508V. sur ce point : L. Collet-Askri, « La Chambre criminelle valide le testing comme mode de preuve, serait-il déloyal... à propos de l'arrêt du 11 juin 2002 », in D., 2003. pp. 1309 et s., V. spec. n°17 : Selon Mme Laurence Collet-Askri «Le principe du contradictoire et celui de l'intime conviction des juges sont souvent invoqués pour justifier cette jurisprudence... Ces arguments n'emportent pas la conviction d'une partie de la doctrine qui considère que les principes du contradictoire et de l'intime conviction des juges viennent s'ajouter au principe de loyauté et n'ont pas pour objet de le suppléer ».

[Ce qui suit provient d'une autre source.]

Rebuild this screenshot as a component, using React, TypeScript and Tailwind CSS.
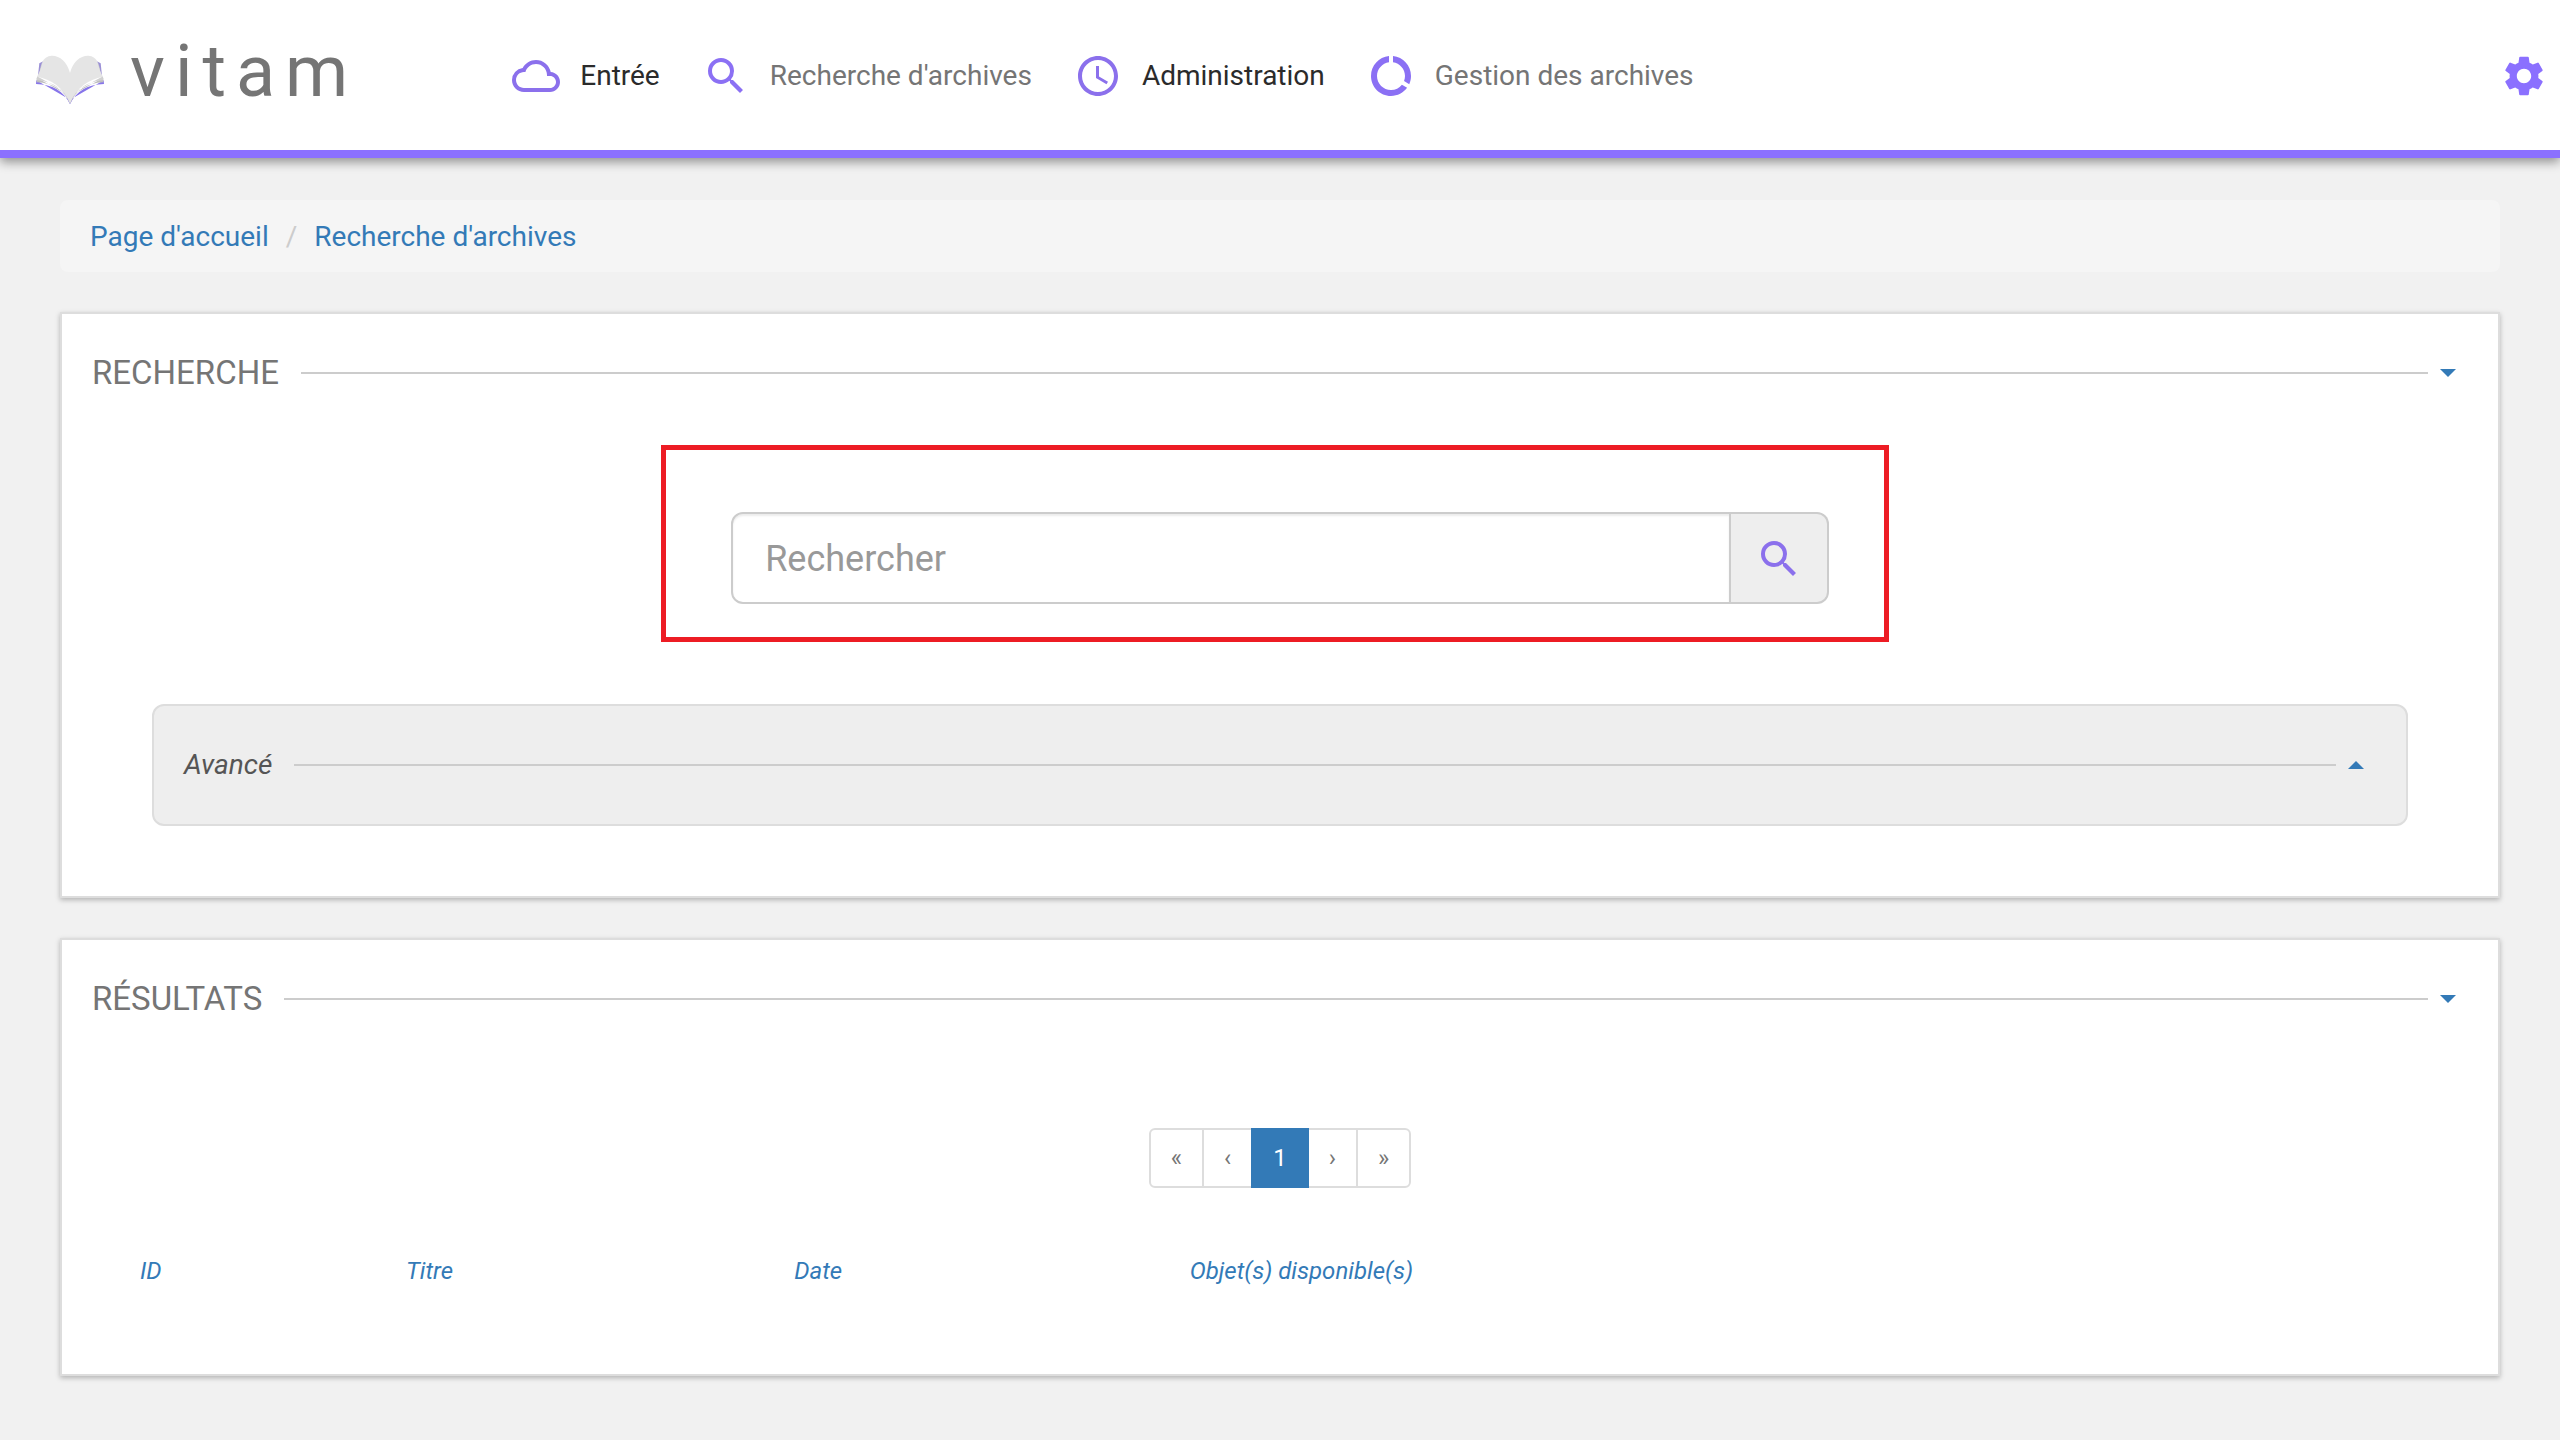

509 V. M-L. Rassat, Procédure pénale, 2e édition, Éditeur : Ellipses, 2013, n° 257, p. 267 : « Quant à l'argument tiré de l'absence de réglementation des pouvoirs de recherche des particuliers, il constitue toute la négation de la procédure pénale car on ne voit pas pourquoi on se donnerait le mal de réglementer les droits et obligations des agents publics si d'autres qu'eux peuvent obtenir les mêmes éléments de preuve sans respecter aucune des règles ou restrictions qui leur sont imposées, à eux : quel est l'intérêt de réglementer les perquisitions publiques si les particuliers sont autorisés à voler les éléments qui devraient être saisis ? ».